__Work to do__:
Pictures are not part of the copy. Retype the lines from the first one through the line that contains "export default App".

__Record excerpts__:

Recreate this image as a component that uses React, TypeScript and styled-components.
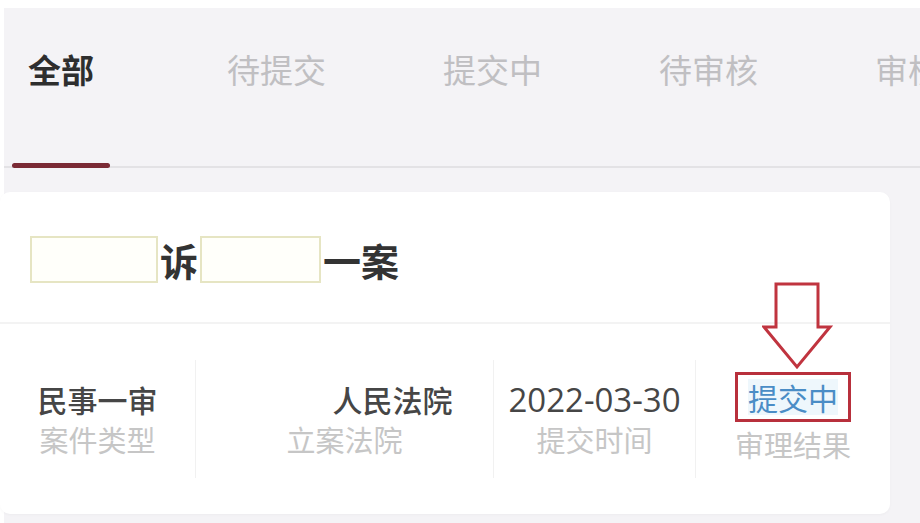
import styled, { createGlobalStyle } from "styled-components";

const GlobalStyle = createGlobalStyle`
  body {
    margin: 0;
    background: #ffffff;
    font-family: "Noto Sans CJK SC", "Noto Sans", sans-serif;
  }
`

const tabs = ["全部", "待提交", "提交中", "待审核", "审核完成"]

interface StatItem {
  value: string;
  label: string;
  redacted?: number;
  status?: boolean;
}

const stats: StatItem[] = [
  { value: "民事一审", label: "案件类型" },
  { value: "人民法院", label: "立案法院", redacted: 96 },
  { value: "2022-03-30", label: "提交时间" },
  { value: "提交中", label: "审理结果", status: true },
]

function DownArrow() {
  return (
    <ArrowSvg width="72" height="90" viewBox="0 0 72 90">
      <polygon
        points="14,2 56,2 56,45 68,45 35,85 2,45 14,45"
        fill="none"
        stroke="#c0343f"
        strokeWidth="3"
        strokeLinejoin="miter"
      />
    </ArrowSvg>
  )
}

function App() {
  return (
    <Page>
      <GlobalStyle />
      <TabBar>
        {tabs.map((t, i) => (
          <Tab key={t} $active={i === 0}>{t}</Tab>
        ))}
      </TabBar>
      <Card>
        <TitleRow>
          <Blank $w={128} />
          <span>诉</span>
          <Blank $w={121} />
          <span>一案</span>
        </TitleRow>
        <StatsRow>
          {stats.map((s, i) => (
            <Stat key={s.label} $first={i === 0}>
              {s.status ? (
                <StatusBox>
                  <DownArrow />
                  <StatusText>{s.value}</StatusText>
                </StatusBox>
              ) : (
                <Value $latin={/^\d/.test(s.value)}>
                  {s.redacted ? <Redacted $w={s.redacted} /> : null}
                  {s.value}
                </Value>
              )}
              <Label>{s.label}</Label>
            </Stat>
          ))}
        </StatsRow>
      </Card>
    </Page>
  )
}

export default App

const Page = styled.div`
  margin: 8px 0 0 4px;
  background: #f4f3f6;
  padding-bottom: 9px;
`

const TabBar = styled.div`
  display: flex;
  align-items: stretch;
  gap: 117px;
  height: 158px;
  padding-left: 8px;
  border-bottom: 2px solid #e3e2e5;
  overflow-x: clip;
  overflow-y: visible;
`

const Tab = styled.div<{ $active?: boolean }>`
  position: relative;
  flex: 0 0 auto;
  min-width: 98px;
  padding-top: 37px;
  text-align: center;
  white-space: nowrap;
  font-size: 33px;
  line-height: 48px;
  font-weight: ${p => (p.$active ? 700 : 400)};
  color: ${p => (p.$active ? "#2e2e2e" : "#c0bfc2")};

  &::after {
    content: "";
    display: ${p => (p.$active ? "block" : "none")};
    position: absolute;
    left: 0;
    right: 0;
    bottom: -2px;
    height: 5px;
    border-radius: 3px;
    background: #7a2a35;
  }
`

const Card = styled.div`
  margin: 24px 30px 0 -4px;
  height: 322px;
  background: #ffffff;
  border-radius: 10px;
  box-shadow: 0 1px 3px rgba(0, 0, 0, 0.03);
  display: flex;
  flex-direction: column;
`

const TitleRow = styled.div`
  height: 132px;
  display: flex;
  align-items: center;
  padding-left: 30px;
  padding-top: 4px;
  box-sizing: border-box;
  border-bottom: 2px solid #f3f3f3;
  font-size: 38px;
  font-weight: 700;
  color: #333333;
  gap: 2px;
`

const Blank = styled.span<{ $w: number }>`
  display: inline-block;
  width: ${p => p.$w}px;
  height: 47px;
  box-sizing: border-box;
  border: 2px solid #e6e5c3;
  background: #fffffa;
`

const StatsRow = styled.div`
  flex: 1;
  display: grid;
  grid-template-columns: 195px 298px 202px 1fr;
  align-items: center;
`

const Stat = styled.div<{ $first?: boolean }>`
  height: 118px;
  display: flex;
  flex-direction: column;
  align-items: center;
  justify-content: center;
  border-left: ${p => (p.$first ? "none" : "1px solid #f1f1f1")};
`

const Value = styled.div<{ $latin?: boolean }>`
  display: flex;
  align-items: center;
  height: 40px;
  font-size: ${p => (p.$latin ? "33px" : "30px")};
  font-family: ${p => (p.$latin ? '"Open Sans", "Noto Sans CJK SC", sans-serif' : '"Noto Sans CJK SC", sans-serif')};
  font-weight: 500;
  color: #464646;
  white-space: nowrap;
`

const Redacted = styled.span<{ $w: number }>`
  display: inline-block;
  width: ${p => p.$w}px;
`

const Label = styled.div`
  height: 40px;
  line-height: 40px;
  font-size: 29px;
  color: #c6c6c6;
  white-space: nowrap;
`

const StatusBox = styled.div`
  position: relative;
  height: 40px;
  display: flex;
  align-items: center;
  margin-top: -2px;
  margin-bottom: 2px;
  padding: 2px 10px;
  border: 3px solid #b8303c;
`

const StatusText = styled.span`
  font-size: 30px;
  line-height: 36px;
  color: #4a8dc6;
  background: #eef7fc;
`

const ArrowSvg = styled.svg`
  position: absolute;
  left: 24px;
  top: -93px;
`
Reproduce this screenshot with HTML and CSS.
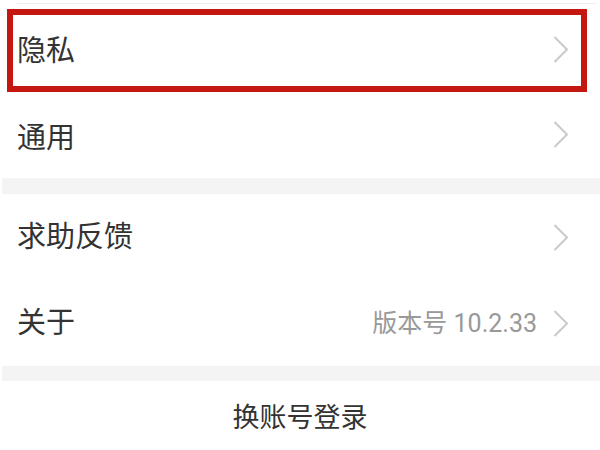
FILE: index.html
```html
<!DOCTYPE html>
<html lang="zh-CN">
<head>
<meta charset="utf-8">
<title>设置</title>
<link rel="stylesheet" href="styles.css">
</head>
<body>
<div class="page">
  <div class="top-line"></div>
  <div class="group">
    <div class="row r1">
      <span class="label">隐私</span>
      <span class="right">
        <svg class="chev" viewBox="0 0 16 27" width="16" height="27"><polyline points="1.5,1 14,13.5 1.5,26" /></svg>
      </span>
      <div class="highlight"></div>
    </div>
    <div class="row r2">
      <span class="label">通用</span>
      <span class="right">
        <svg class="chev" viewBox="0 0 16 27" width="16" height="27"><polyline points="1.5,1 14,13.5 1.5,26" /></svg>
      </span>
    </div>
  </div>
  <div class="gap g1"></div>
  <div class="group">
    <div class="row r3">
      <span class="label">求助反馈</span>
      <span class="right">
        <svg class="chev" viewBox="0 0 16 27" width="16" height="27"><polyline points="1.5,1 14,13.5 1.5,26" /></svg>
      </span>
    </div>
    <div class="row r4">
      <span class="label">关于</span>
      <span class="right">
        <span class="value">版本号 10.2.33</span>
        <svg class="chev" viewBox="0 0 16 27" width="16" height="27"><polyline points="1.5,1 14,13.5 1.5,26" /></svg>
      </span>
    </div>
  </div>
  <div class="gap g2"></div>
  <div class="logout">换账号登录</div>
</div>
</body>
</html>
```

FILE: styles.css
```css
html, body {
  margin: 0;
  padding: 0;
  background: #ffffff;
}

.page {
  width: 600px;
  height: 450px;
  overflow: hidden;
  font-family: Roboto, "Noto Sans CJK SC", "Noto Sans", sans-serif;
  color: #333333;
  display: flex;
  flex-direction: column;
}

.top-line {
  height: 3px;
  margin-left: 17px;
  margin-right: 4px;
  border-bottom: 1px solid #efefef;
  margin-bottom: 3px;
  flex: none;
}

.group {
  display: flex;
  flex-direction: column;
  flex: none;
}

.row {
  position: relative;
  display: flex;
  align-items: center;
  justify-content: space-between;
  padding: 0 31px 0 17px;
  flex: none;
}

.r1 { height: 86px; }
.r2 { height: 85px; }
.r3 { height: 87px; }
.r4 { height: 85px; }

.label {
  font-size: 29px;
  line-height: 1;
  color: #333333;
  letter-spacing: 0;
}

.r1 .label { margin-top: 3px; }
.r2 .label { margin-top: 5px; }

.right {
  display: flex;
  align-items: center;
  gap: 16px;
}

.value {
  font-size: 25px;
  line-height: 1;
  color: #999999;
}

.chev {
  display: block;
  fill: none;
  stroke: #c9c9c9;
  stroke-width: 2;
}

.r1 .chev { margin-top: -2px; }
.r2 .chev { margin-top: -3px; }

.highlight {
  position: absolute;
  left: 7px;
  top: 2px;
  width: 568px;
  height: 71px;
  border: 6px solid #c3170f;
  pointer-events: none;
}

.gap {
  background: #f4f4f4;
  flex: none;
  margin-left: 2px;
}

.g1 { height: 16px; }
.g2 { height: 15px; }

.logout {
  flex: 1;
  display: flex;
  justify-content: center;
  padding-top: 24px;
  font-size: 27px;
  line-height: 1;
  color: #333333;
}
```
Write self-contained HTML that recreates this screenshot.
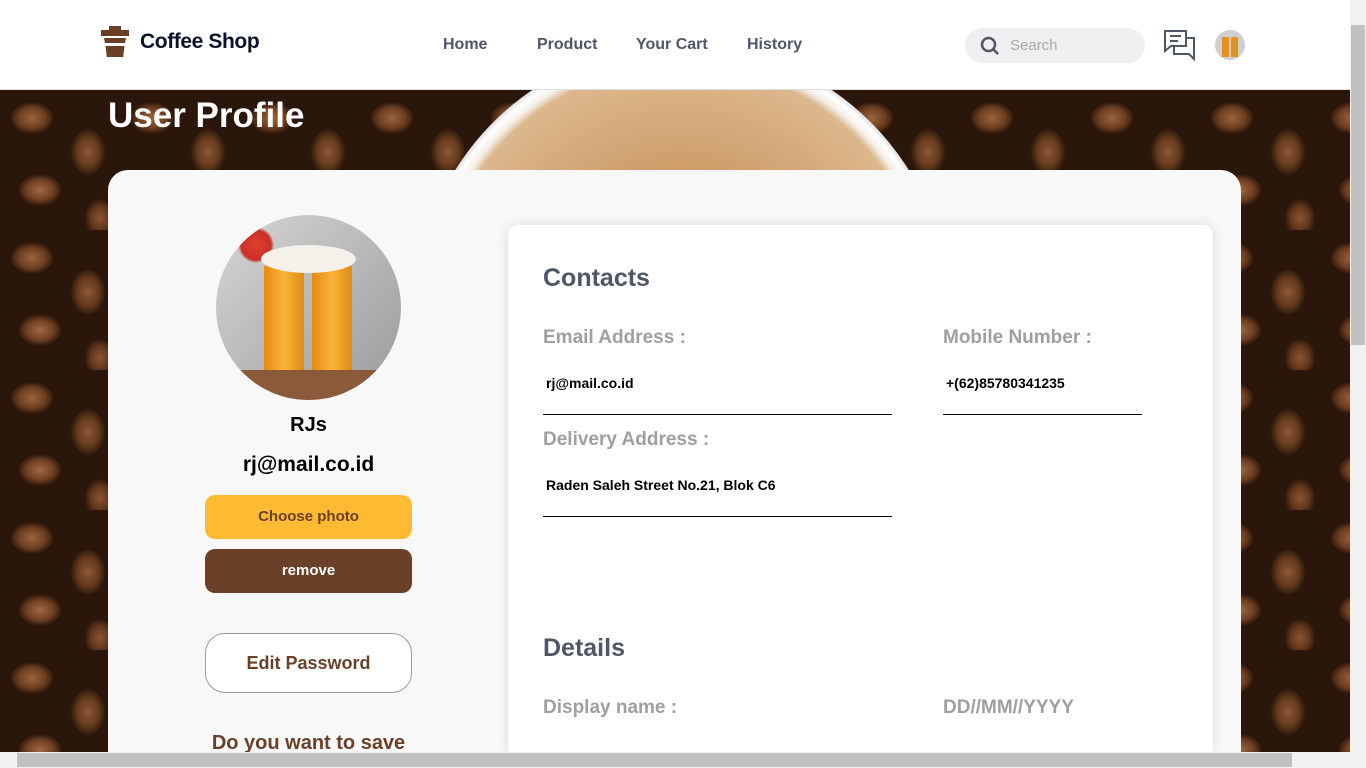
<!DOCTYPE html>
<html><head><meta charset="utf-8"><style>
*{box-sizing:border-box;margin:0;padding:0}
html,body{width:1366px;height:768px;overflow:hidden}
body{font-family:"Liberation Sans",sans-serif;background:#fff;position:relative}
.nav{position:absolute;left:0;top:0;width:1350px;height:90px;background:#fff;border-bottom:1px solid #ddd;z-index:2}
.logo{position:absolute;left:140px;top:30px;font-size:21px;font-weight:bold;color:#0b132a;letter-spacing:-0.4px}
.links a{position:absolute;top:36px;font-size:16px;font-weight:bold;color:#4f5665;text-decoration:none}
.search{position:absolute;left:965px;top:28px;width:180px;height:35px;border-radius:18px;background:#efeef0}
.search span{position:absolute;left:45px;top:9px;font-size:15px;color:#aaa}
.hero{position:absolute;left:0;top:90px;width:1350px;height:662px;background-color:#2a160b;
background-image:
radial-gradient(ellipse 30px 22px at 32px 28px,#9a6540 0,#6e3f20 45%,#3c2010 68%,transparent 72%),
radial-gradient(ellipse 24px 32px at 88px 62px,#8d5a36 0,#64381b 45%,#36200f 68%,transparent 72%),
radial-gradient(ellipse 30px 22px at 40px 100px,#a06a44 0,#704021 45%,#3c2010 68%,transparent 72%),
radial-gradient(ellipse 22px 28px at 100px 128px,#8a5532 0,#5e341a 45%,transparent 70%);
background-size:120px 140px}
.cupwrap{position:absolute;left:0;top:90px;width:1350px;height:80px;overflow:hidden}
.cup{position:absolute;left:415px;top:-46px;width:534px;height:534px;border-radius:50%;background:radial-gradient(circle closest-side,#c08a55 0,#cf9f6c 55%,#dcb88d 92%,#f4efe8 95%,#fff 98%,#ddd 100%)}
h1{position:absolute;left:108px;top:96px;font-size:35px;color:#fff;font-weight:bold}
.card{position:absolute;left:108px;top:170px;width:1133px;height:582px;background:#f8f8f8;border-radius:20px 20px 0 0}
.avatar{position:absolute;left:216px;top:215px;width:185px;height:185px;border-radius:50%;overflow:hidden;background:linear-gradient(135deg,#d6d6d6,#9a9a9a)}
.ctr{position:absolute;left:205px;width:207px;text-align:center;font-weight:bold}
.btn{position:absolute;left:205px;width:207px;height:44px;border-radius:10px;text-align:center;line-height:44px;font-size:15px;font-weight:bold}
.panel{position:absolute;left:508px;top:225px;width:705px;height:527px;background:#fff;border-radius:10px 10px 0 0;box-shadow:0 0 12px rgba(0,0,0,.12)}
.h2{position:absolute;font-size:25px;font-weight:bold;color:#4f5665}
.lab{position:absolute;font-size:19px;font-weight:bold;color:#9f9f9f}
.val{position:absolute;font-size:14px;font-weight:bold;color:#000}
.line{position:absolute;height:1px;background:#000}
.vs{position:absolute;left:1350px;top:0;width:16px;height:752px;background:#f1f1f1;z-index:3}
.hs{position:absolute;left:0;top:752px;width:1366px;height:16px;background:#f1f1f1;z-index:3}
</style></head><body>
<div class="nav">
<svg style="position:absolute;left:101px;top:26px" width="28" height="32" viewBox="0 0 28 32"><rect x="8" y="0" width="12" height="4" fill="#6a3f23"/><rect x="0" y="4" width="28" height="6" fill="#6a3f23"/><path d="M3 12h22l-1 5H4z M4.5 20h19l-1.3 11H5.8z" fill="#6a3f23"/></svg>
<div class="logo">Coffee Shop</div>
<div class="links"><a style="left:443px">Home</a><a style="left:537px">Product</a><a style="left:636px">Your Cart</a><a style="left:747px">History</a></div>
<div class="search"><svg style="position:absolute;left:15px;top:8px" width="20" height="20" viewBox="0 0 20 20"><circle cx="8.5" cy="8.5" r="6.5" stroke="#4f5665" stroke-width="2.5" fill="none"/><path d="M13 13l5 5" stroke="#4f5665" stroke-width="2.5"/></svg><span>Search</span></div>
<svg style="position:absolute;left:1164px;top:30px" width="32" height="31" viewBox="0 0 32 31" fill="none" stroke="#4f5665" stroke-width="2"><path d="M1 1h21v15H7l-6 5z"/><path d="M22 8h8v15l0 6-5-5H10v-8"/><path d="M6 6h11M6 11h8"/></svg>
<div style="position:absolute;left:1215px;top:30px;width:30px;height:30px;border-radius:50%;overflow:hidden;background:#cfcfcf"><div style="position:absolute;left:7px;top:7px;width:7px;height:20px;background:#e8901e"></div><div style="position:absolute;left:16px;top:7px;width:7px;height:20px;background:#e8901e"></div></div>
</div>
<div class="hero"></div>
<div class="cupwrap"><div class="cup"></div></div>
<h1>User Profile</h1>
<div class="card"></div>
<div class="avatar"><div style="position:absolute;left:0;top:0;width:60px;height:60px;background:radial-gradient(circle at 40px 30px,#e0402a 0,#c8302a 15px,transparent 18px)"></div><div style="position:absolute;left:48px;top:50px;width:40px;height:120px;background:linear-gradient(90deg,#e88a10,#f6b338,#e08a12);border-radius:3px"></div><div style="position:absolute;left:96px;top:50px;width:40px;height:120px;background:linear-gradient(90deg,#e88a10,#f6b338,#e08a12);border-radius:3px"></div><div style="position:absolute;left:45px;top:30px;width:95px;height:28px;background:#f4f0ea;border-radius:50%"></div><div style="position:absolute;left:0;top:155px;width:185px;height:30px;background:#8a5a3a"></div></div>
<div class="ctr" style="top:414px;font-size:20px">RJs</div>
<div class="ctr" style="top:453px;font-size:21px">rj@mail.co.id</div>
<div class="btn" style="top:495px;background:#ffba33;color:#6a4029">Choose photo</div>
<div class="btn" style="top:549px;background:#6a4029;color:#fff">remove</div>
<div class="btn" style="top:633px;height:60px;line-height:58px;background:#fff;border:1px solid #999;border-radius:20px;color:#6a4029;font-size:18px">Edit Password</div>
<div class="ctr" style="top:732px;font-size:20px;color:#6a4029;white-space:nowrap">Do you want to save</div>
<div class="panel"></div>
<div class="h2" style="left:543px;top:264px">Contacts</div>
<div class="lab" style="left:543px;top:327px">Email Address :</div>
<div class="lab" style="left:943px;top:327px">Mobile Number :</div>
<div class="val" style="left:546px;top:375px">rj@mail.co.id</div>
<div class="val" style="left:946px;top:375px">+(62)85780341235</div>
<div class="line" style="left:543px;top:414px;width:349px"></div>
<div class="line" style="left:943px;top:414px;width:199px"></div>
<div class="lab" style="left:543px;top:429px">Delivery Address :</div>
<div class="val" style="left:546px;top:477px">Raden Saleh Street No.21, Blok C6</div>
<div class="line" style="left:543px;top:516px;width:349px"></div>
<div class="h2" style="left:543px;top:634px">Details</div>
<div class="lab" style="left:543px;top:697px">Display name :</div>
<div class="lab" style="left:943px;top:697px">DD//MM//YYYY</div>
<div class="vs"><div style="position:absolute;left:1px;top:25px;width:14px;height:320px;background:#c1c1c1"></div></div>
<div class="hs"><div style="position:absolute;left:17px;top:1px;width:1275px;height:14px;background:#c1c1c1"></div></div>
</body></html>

__Result of the exercise__:
Recreate this image as a component that uses React, TypeScript and styled-components.
import styled, { createGlobalStyle } from "styled-components";

const GlobalStyle = createGlobalStyle`
  body {
    margin: 0;
    background: #ffffff;
    font-family: "Noto Sans CJK SC", "Noto Sans", sans-serif;
  }
`

const tabs = ["全部", "待提交", "提交中", "待审核", "审核完成"]

interface StatItem {
  value: string;
  label: string;
  redacted?: number;
  status?: boolean;
}

const stats: StatItem[] = [
  { value: "民事一审", label: "案件类型" },
  { value: "人民法院", label: "立案法院", redacted: 96 },
  { value: "2022-03-30", label: "提交时间" },
  { value: "提交中", label: "审理结果", status: true },
]

function DownArrow() {
  return (
    <ArrowSvg width="72" height="90" viewBox="0 0 72 90">
      <polygon
        points="14,2 56,2 56,45 68,45 35,85 2,45 14,45"
        fill="none"
        stroke="#c0343f"
        strokeWidth="3"
        strokeLinejoin="miter"
      />
    </ArrowSvg>
  )
}

function App() {
  return (
    <Page>
      <GlobalStyle />
      <TabBar>
        {tabs.map((t, i) => (
          <Tab key={t} $active={i === 0}>{t}</Tab>
        ))}
      </TabBar>
      <Card>
        <TitleRow>
          <Blank $w={128} />
          <span>诉</span>
          <Blank $w={121} />
          <span>一案</span>
        </TitleRow>
        <StatsRow>
          {stats.map((s, i) => (
            <Stat key={s.label} $first={i === 0}>
              {s.status ? (
                <StatusBox>
                  <DownArrow />
                  <StatusText>{s.value}</StatusText>
                </StatusBox>
              ) : (
                <Value $latin={/^\d/.test(s.value)}>
                  {s.redacted ? <Redacted $w={s.redacted} /> : null}
                  {s.value}
                </Value>
              )}
              <Label>{s.label}</Label>
            </Stat>
          ))}
        </StatsRow>
      </Card>
    </Page>
  )
}

export default App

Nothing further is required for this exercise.